== SUPPLIED DATA

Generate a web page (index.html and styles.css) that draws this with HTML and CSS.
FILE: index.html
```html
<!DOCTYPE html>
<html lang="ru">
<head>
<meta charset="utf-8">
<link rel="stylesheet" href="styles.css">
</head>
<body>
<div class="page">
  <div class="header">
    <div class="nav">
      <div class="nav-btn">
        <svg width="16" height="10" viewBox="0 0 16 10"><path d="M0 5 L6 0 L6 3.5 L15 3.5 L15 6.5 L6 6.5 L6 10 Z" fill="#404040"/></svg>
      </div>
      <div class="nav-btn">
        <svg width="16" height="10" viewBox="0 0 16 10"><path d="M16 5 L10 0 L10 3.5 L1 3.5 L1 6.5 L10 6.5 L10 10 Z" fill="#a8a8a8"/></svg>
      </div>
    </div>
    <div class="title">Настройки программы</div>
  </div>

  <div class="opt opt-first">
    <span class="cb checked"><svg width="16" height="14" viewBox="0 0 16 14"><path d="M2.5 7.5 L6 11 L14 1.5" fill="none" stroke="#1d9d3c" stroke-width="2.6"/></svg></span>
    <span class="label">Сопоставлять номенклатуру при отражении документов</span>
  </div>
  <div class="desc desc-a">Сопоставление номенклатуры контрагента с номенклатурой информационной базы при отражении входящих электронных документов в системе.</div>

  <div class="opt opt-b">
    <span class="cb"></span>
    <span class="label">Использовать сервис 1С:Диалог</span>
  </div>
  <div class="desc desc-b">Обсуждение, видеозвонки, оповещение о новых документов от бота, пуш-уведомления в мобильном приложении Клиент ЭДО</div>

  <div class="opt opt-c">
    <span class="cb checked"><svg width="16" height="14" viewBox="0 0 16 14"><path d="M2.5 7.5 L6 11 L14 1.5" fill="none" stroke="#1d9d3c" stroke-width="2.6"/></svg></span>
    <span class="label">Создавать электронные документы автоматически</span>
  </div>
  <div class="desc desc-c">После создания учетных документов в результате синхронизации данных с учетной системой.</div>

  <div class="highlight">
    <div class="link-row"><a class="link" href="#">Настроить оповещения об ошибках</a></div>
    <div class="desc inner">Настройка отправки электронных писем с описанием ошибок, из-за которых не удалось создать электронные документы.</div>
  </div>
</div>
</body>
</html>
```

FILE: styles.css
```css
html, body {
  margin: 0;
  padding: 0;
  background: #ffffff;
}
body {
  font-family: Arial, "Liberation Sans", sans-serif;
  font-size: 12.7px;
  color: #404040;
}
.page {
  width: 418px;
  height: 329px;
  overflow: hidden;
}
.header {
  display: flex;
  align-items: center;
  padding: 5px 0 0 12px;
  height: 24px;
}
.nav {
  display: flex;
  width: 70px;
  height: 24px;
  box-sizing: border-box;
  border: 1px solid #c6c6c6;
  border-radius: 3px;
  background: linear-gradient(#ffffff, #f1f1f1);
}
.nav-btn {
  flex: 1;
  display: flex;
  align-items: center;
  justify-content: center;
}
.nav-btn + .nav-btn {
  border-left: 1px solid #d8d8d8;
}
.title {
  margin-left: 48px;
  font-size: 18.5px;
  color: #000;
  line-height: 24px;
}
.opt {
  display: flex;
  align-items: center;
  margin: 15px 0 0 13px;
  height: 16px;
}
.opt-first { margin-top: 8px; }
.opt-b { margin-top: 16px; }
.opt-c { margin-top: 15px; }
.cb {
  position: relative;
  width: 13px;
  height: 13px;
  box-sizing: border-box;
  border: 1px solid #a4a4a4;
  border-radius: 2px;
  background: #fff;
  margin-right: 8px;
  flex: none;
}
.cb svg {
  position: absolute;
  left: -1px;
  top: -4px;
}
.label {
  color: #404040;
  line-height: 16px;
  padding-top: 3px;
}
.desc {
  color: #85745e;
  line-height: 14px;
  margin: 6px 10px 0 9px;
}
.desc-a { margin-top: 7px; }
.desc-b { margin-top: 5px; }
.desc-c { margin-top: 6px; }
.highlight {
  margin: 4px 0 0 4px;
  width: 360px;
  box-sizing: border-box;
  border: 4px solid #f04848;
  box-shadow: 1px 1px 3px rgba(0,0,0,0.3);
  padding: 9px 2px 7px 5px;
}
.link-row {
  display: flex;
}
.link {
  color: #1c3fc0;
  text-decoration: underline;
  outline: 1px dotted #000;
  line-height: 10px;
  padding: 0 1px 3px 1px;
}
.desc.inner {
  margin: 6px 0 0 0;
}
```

====

REQUIREMENTS: Return the lines above exactly, keeping every word.

THE SOLUTION:
Generate a web page (index.html and styles.css) that draws this with HTML and CSS.
FILE: index.html
```html
<!DOCTYPE html>
<html lang="ru">
<head>
<meta charset="utf-8">
<link rel="stylesheet" href="styles.css">
</head>
<body>
<div class="page">
  <div class="header">
    <div class="nav">
      <div class="nav-btn">
        <svg width="16" height="10" viewBox="0 0 16 10"><path d="M0 5 L6 0 L6 3.5 L15 3.5 L15 6.5 L6 6.5 L6 10 Z" fill="#404040"/></svg>
      </div>
      <div class="nav-btn">
        <svg width="16" height="10" viewBox="0 0 16 10"><path d="M16 5 L10 0 L10 3.5 L1 3.5 L1 6.5 L10 6.5 L10 10 Z" fill="#a8a8a8"/></svg>
      </div>
    </div>
    <div class="title">Настройки программы</div>
  </div>

  <div class="opt opt-first">
    <span class="cb checked"><svg width="16" height="14" viewBox="0 0 16 14"><path d="M2.5 7.5 L6 11 L14 1.5" fill="none" stroke="#1d9d3c" stroke-width="2.6"/></svg></span>
    <span class="label">Сопоставлять номенклатуру при отражении документов</span>
  </div>
  <div class="desc desc-a">Сопоставление номенклатуры контрагента с номенклатурой информационной базы при отражении входящих электронных документов в системе.</div>

  <div class="opt opt-b">
    <span class="cb"></span>
    <span class="label">Использовать сервис 1С:Диалог</span>
  </div>
  <div class="desc desc-b">Обсуждение, видеозвонки, оповещение о новых документов от бота, пуш-уведомления в мобильном приложении Клиент ЭДО</div>

  <div class="opt opt-c">
    <span class="cb checked"><svg width="16" height="14" viewBox="0 0 16 14"><path d="M2.5 7.5 L6 11 L14 1.5" fill="none" stroke="#1d9d3c" stroke-width="2.6"/></svg></span>
    <span class="label">Создавать электронные документы автоматически</span>
  </div>
  <div class="desc desc-c">После создания учетных документов в результате синхронизации данных с учетной системой.</div>

  <div class="highlight">
    <div class="link-row"><a class="link" href="#">Настроить оповещения об ошибках</a></div>
    <div class="desc inner">Настройка отправки электронных писем с описанием ошибок, из-за которых не удалось создать электронные документы.</div>
  </div>
</div>
</body>
</html>
```

FILE: styles.css
```css
html, body {
  margin: 0;
  padding: 0;
  background: #ffffff;
}
body {
  font-family: Arial, "Liberation Sans", sans-serif;
  font-size: 12.7px;
  color: #404040;
}
.page {
  width: 418px;
  height: 329px;
  overflow: hidden;
}
.header {
  display: flex;
  align-items: center;
  padding: 5px 0 0 12px;
  height: 24px;
}
.nav {
  display: flex;
  width: 70px;
  height: 24px;
  box-sizing: border-box;
  border: 1px solid #c6c6c6;
  border-radius: 3px;
  background: linear-gradient(#ffffff, #f1f1f1);
}
.nav-btn {
  flex: 1;
  display: flex;
  align-items: center;
  justify-content: center;
}
.nav-btn + .nav-btn {
  border-left: 1px solid #d8d8d8;
}
.title {
  margin-left: 48px;
  font-size: 18.5px;
  color: #000;
  line-height: 24px;
}
.opt {
  display: flex;
  align-items: center;
  margin: 15px 0 0 13px;
  height: 16px;
}
.opt-first { margin-top: 8px; }
.opt-b { margin-top: 16px; }
.opt-c { margin-top: 15px; }
.cb {
  position: relative;
  width: 13px;
  height: 13px;
  box-sizing: border-box;
  border: 1px solid #a4a4a4;
  border-radius: 2px;
  background: #fff;
  margin-right: 8px;
  flex: none;
}
.cb svg {
  position: absolute;
  left: -1px;
  top: -4px;
}
.label {
  color: #404040;
  line-height: 16px;
  padding-top: 3px;
}
.desc {
  color: #85745e;
  line-height: 14px;
  margin: 6px 10px 0 9px;
}
.desc-a { margin-top: 7px; }
.desc-b { margin-top: 5px; }
.desc-c { margin-top: 6px; }
.highlight {
  margin: 4px 0 0 4px;
  width: 360px;
  box-sizing: border-box;
  border: 4px solid #f04848;
  box-shadow: 1px 1px 3px rgba(0,0,0,0.3);
  padding: 9px 2px 7px 5px;
}
.link-row {
  display: flex;
}
.link {
  color: #1c3fc0;
  text-decoration: underline;
  outline: 1px dotted #000;
  line-height: 10px;
  padding: 0 1px 3px 1px;
}
.desc.inner {
  margin: 6px 0 0 0;
}
```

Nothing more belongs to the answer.